November 7, 2019

Introducing 2Ether dynamic rewards

We’ve covered lots of ground in our previous few posts. How Ethereum miners earn their rewards, how these rewards changed through the years, what the thirdening and the difficulty bomb mean, and how the recent reward reduction affected small miners — all this is basic information that any Ethereum enthusiast must know. Now we are finally ready to tackle the key issue: how 2Ether will solve the issue of falling rewards and the inefficiencies of the whole reward system.

In 2Ether, block rewards don’t remain fixed for months or years at a time. Instead, they are dynamic — they change in accordance with several factors. Once the system is fully implemented, every block will have its own individually calculated reward. This will take time, of course.

The overall architecture of dynamic block rewards consists of three parts:

1) Rewards are slowly reduced with time at certain block heights to curb inflation. This is known as the base reward.

2) On top of this, the base reward is currently adjusted by the market price of ET2.

3) Finally, each miner’s reward can differ depending on their hash power.

Let’s start with the base reward. In our upcoming posts, we’ll take a look at the other two elements of the dynamic reward architecture.

At first, we’ll launch 2Ether with a fixed base reward of 25 ET2 per block. Since our target average block time is 60 seconds, every minute 25 new ET2 coins will be produced. For a 24-hour period, this makes 60*24*25= 36 000 ET2.

The next key moment will come about 9 months after the launch. At this point, the 2Ether blockchain is projected to reach its block number (height) 388 800. The dynamic formula for base reward will finally kick in. This formula is partly inspired by the solution used by Monero. It looks like this:

Base Reward = ((Maximum Supply — Current Supply in Circulation)/(Maximum Supply)*(25+(Current Supply/15))

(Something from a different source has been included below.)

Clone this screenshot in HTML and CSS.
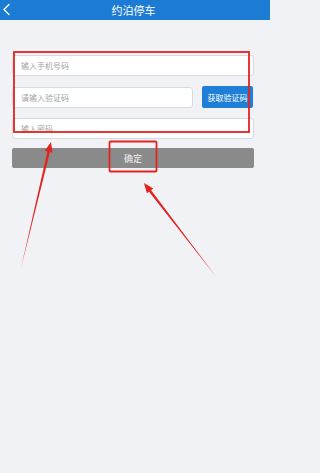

If it looks scary, don’t worry — we’ll unpack the formula in our next post.

The maximum supply is the maximum number of ET2 coins that can be issued. This value is set at 18*e14, or 18 with fourteen zeros after it. If it seems like an unimaginably huge number, think of this: Ethereum doesn’t set any limit to its supply at all! Potentially we can have an infinite number of ETH on the market. And as you know, when banks print new money, inflation speeds up. It’s the same with crypto: an infinitely increasing supply will eventually cause the price of the asset to fall. So we thought it wise to set a limit to our maximum supply.

The most important thing about the formula is that the base reward is completely predictable. For each block height, you can calculated how many ET2 there will be in the system and, therefore, how large the base reward will be. And while it will slowly decrease with time, it will always remain large enough to attract not just big mining farms but also independent miners.

This way, we’ll solve the first part of the Ethereum reward problem: how to ensure that inflation stays within limits and rewards aren’t cut too suddenly. In 2Ether, there can be no such thing as a thirdening or any other shock measure. The process will be very smooth and gradual.